The asymptotic analysis of the estimator in the first of these two regime was not
previously covered by the original proof, but in this revision the authors
added a separate analysis for this case while also clarifying the proof in the
other case.

Thanks to this improvement, I have now reached a reasonable level confidence in
the correctness of the stated results and believe that the paper is technically
sound.

\paragraph{} A minor suggestion to improve the argument given on line 17, page
43 in the appendix, which lacks rigor as currently written ($n$ hasn't been
   defined and it seems to suggest that all batches have the same size, which
   is not without loss of generality, it is also not clear in which sense the
   approximation $\simeq$ needs to be understood).

   By definition one has $n_j = N_j - N_{j-1}$ hence, defining $N_0=0$:
   \begin{align*}
	   \sum_{j=1}^{b-1} \frac{n_j}{\sqrt{N_j}} = \sum_{j=1}^{b-1}
	   \frac{N_j-N_{j-1}}{\sqrt{N_j}}
	   \leq
	   \sum_{j=1}^{b-1}
	   \int_{N_{j-1}}^{N_j}
	   \frac{dt}{\sqrt{t}} = \int_{0}^{N_j}\frac{dt}{\sqrt{t}} = 2\sqrt{N_j}\,,
	\end{align*}
	where the inequality holds since $t\mapsto 1/\sqrt{t}$ is a decreasing
	function.

\paragraph{2.} The authors also clarified the details of how the Newton-Raphson
method is used, in particular conditions guaranteeing convergence and the
convergence criterion used in the numerical experiments.

While I agree that the numerical experiments clearly show that convergence of
the NR method does happen quickly in practice, I was not convinced by the
authors' explanation that there is no need to control the residual error in the
theoretical analysis, and in particular make sure that it does not accumulate
over the iterations of the recursive procedure.
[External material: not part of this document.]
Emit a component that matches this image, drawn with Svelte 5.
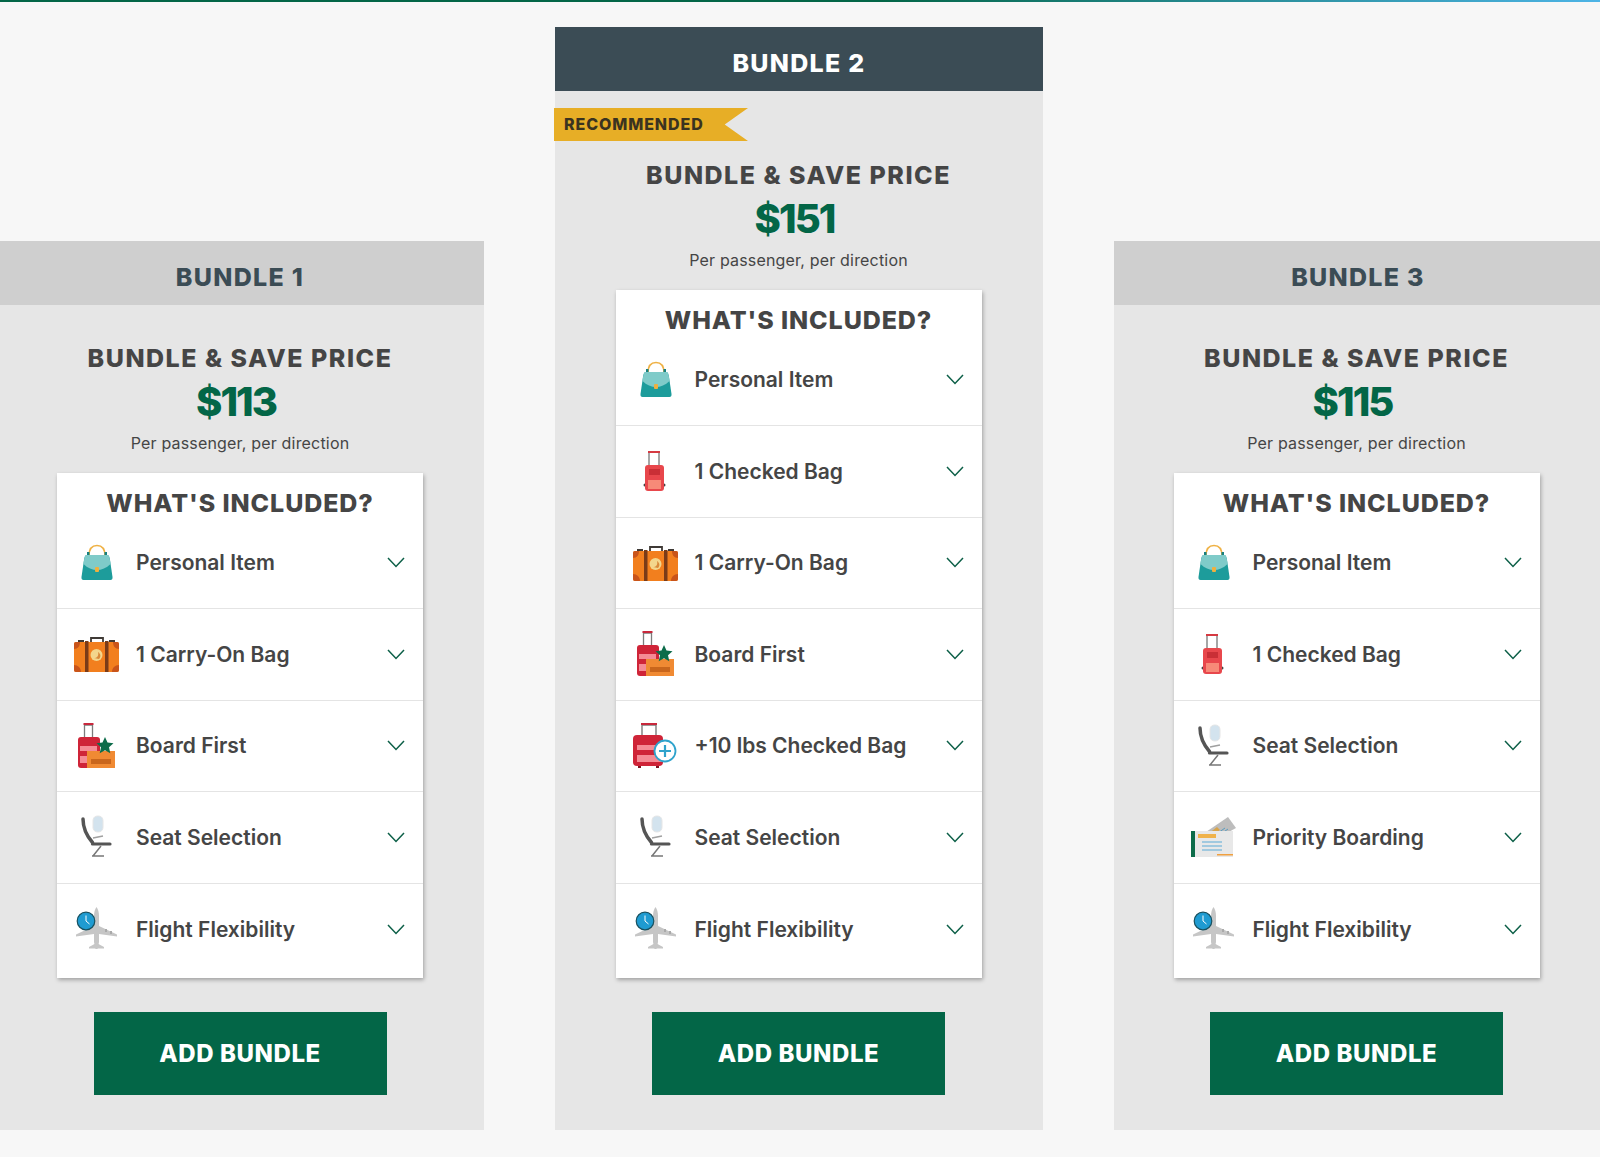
<script lang="ts">
  const bundles = [
    {
      name: "BUNDLE 1",
      price: 113,
      items: [
        ["bag", "Personal Item"],
        ["carry", "1 Carry-On Bag"],
        ["board", "Board First"],
        ["seat", "Seat Selection"],
        ["flex", "Flight Flexibility"],
      ],
    },
    {
      name: "BUNDLE 2",
      price: 151,
      featured: true,
      items: [
        ["bag", "Personal Item"],
        ["checked", "1 Checked Bag"],
        ["carry", "1 Carry-On Bag"],
        ["board", "Board First"],
        ["plus", "+10 lbs Checked Bag"],
        ["seat", "Seat Selection"],
        ["flex", "Flight Flexibility"],
      ],
    },
    {
      name: "BUNDLE 3",
      price: 115,
      items: [
        ["bag", "Personal Item"],
        ["checked", "1 Checked Bag"],
        ["seat", "Seat Selection"],
        ["priority", "Priority Boarding"],
        ["flex", "Flight Flexibility"],
      ],
    },
  ];
</script>

{#snippet icon(kind)}
  <svg class="icon" viewBox="0 0 46 46" width="46" height="46" aria-hidden="true">
    {#if kind === "bag"}
      <path d="M15 16c0-7 3-10.500 8-10.500s8 3.500 8 10.500" fill="none" stroke="#efb144" stroke-width="1.600" />
      <rect x="13" y="12" width="2.500" height="4" fill="#16807f" />
      <rect x="30.500" y="12" width="2.500" height="4" fill="#16807f" />
      <path d="M13 15h20c2 0 2.500 2 3 5l2.500 17c.2 2-.5 3-2 3h-27c-1.500 0-2.200-1-2-3L10 20c.5-3 1-5 3-5z" fill="#1d9c9b" />
      <path d="M12 15h22c1 0 2 4 2.500 9-4 4-9 6-13.500 6s-9.500-2-13.500-6c.5-5 1.500-9 2.500-9z" fill="#7fcbc9" />
      <rect x="21" y="27" width="4" height="5" rx="1" fill="#eeb03f" />
    {:else if kind === "carry"}
      <path d="M17 11V7h12v4" fill="none" stroke="#3f3a36" stroke-width="1.800" />
      <rect x="4" y="9" width="6" height="3" fill="#3f3a36" />
      <rect x="35" y="9" width="6" height="3" fill="#3f3a36" />
      <rect x="0" y="11" width="45" height="30" rx="2" fill="#f27f1e" />
      <path d="M0 34c4 0 7 3 7 7H2a2 2 0 0 1-2-2zM45 34c-4 0-7 3-7 7h5a2 2 0 0 0 2-2zM0 18c4 0 6-3 6-7H2a2 2 0 0 0-2 2zM45 18c-4 0-6-3-6-7h4a2 2 0 0 1 2 2z" fill="#c9541a" />
      <rect x="11" y="10" width="3.500" height="31" fill="#7a3b18" />
      <rect x="31" y="10" width="3.500" height="31" fill="#7a3b18" />
      <circle cx="22.500" cy="24" r="6" fill="#f3d68c" />
      <path d="M20 27c3 0 5-2 4-6 3 2 3 5 1 7z" fill="#d98a3a" />
    {:else if kind === "board"}
      <path d="M10.500 14V2h8v12" fill="none" stroke="#7c7c7c" stroke-width="1.300" />
      <rect x="9.500" y="0" width="10" height="2" fill="#c8283c" />
      <rect x="4" y="14" width="22" height="31" rx="3" fill="#cf2438" />
      <rect x="6" y="23" width="17" height="5" fill="#f58b95" />
      <rect x="6" y="33" width="8" height="7" fill="#f58b95" />
      <rect x="13" y="28" width="28" height="17" fill="#f08a33" />
      <rect x="17" y="36" width="20" height="5" fill="#c9661c" />
      <path d="M31 14l2.500 5.500 6 .700-4.500 4 1.300 6-5.300-3-5.300 3 1.300-6-4.500-4 6-.700z" fill="#0d6c4a" />
    {:else if kind === "seat"}
      <rect x="19" y="2" width="10" height="16" rx="4.500" fill="#d3e3ee" stroke="#e6e6e6" />
      <path d="M9 5c0 9 3 16 9.500 23.500" fill="none" stroke="#555" stroke-width="3.500" stroke-linecap="round" />
      <path d="M18.500 30H36" stroke="#555" stroke-width="3.200" stroke-linecap="round" />
      <path d="M19 24l10-2" stroke="#a0a0a0" stroke-width="1.600" />
      <path d="M27 32l-8 10M18 42h12" fill="none" stroke="#777" stroke-width="1.500" />
    {:else if kind === "flex"}
      <path d="M22.500 1c1.500 2 2.500 5 2.500 9v26l-1.500 7h-2L20 36V10c0-4 1-7 2.500-9z" fill="#c6c6c6" />
      <path d="M20 20L2 28.500v2L20 28zM25 20l18 8.500v2L25 28z" fill="#c6c6c6" />
      <path d="M31 23h2v3h-2zM36 25h2v3h-2z" fill="#aaa" />
      <path d="M15 41l5.500-3h4l5.500 3v1.500H15z" fill="#c6c6c6" />
      <circle cx="12" cy="15" r="8.800" fill="#1f9bd1" stroke="#17505f" stroke-width="1.200" />
      <path d="M12 9.500V15l3.500 3" fill="none" stroke="#fff" stroke-width="1" />
    {:else if kind === "checked"}
      <path d="M16 18V4h10v14" fill="none" stroke="#777" stroke-width="1.300" />
      <rect x="15" y="3" width="12" height="2" fill="#d63a42" />
      <circle cx="12" cy="37" r="1.500" fill="#444" />
      <circle cx="31" cy="37" r="1.500" fill="#444" />
      <rect x="12" y="17" width="19" height="26" rx="3" fill="#e8474c" />
      <rect x="16" y="21" width="11" height="6" fill="#c92f36" />
      <rect x="15" y="32" width="13" height="9" fill="#f78a78" />
    {:else if kind === "plus"}
      <path d="M9 13V2h14v11" fill="none" stroke="#7c7c7c" stroke-width="1.400" />
      <rect x="8" y="0" width="16" height="2" fill="#c8283c" />
      <rect x="0" y="12" width="30" height="31" rx="4" fill="#cf2438" />
      <rect x="4" y="22" width="26" height="5" fill="#f58b95" />
      <rect x="4" y="32" width="26" height="7" fill="#f58b95" />
      <rect x="5" y="43" width="3" height="2" fill="#7c1422" />
      <rect x="23" y="43" width="3" height="2" fill="#7c1422" />
      <circle cx="32" cy="28" r="10.500" fill="#fff" stroke="#2fa3cc" stroke-width="1.800" />
      <path d="M32 22v12M26 28h12" stroke="#2fa3cc" stroke-width="2.200" />
    {:else if kind === "priority"}
      <path d="M12 20L37 3l8 11-18 10z" fill="#bdbdbd" />
      <path d="M17 20l9-7 3 3-7 5z" fill="#d8a44a" />
      <path d="M24 21l10-7M27 22l10-7" stroke="#5a9cc0" stroke-width="1" />
      <rect x="0" y="17" width="42" height="26" fill="#e8e8e8" />
      <rect x="0" y="17" width="4" height="26" fill="#0d6c4a" />
      <rect x="7" y="20" width="18" height="4" fill="#f0b24a" />
      <path d="M11 28h20M11 32h20M11 36h20" stroke="#5aa9d6" stroke-width="1.200" />
      <rect x="26" y="40" width="16" height="1.500" fill="#f0a040" />
    {/if}
  </svg>
{/snippet}

<div class="page">
  <div class="strip"></div>
  <div class="bundles">
    {#each bundles as bundle}
      <section class="card">
        <h2 class="head" class:featured={bundle.featured}>{bundle.name}</h2>
        <div class="body">
          {#if bundle.featured}
            <div class="ribbon">RECOMMENDED</div>
          {/if}
          <h3 class="save" class:after-ribbon={bundle.featured}>BUNDLE &amp; SAVE PRICE</h3>
          <div class="price">${bundle.price}</div>
          <p class="per">Per passenger, per direction</p>
          <div class="box">
            <h4>WHAT'S INCLUDED?</h4>
            <ul>
              {#each bundle.items as [kind, label]}
                <li>
                  {@render icon(kind)}
                  <span>{label}</span>
                  <svg class="chev" viewBox="0 0 18 11" width="18" height="11" aria-hidden="true">
                    <path d="M1 1l8 8.500L17 1" fill="none" stroke="#0c5f47" stroke-width="1.500" />
                  </svg>
                </li>
              {/each}
            </ul>
          </div>
          <button>ADD BUNDLE</button>
        </div>
      </section>
    {/each}
  </div>
</div>

<style>
  :global(body) {
    background: #f7f7f7;
    overflow: hidden;
  }

  .page {
    height: 1157px;
    font-family: Inter, "Liberation Sans", sans-serif;
    color: #454545;
  }

  .strip {
    height: 2px;
    background: linear-gradient(90deg, #036647 0%, #036647 55%, #4db4e6 100%);
  }

  .bundles {
    display: flex;
    align-items: flex-end;
    gap: 71px;
    margin-left: -4px;
    width: 1610px;
    padding-top: 25px;
  }

  .card {
    width: 488px;
    flex: none;
  }

  h2, h3, h4, p, ul {
    margin: 0;
    padding: 0;
  }

  .head {
    height: 64px;
    line-height: 72px;
    text-align: center;
    background: #cfcfcf;
    color: #3b4c55;
    font-size: 25px;
    font-weight: 800;
    letter-spacing: 1.300px;
  }

  .head.featured {
    background: #3b4c55;
    color: #fff;
  }

  .body {
    display: flex;
    flex-direction: column;
    align-items: center;
    background: #e6e6e6;
    padding: 37px 0 35px;
  }

  .card:nth-child(2) .body {
    padding-right: 1px;
  }

  .card:nth-child(3) .body {
    padding-right: 3px;
  }

  .body:has(.ribbon) {
    padding-top: 17px;
  }

  .ribbon {
    align-self: flex-start;
    box-sizing: border-box;
    width: 194px;
    height: 33px;
    margin-left: -1px;
    padding-left: 10px;
    line-height: 33px;
    font-size: 16px;
    font-weight: 800;
    letter-spacing: 0.900px;
    color: #3a3320;
    background: #e7ae26;
    clip-path: polygon(0 0, 100% 0, 88% 50%, 100% 100%, 0 100%);
  }

  .save {
    line-height: 32px;
    font-size: 25px;
    font-weight: 800;
    letter-spacing: 1.500px;
  }

  .save.after-ribbon {
    margin-top: 18px;
  }

  .price {
    margin: 5px 8px 0 0;
    line-height: 46px;
    font-size: 40px;
    font-weight: 800;
    letter-spacing: -2px;
    color: #036647;
  }

  .per {
    margin-top: 8px;
    line-height: 20px;
    font-size: 16px;
    letter-spacing: 0.180px;
  }

  .box {
    box-sizing: border-box;
    width: 366px;
    margin-top: 20px;
    padding-bottom: 3px;
    background: #fff;
    box-shadow: 1px 2px 4px rgba(0, 0, 0, 0.3);
  }

  h4 {
    padding-top: 17px;
    line-height: 27.500px;
    text-align: center;
    font-size: 25px;
    font-weight: 800;
    letter-spacing: 0.900px;
  }

  ul {
    list-style: none;
  }

  li {
    box-sizing: border-box;
    display: flex;
    align-items: center;
    height: 91.500px;
    padding: 0 18px 0 17px;
    border-bottom: 1px solid #e4e4e4;
    font-size: 21px;
    font-weight: 600;
  }

  li:last-child {
    border-bottom: none;
  }

  .icon {
    flex: none;
    margin-right: 16px;
  }

  .chev {
    flex: none;
    margin-left: auto;
  }

  button {
    width: 293px;
    height: 83px;
    margin-top: 34px;
    border: none;
    background: #036647;
    color: #fff;
    font-family: inherit;
    font-size: 24px;
    font-weight: 800;
    letter-spacing: 0.600px;
  }
</style>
The authors claim that it is
the ``conventional practice in the statistical literature'', but my impression
is that nested procedure (where a subroutine, like NR here, is used in each
iteration) are becoming increasingly common for online estimation (following
a similar trend in the fields of stochastic optimization and machine learning)
and it is now standard to do and end-to-end analysis of the entire procedure,
including the error terms accrued at each iteration.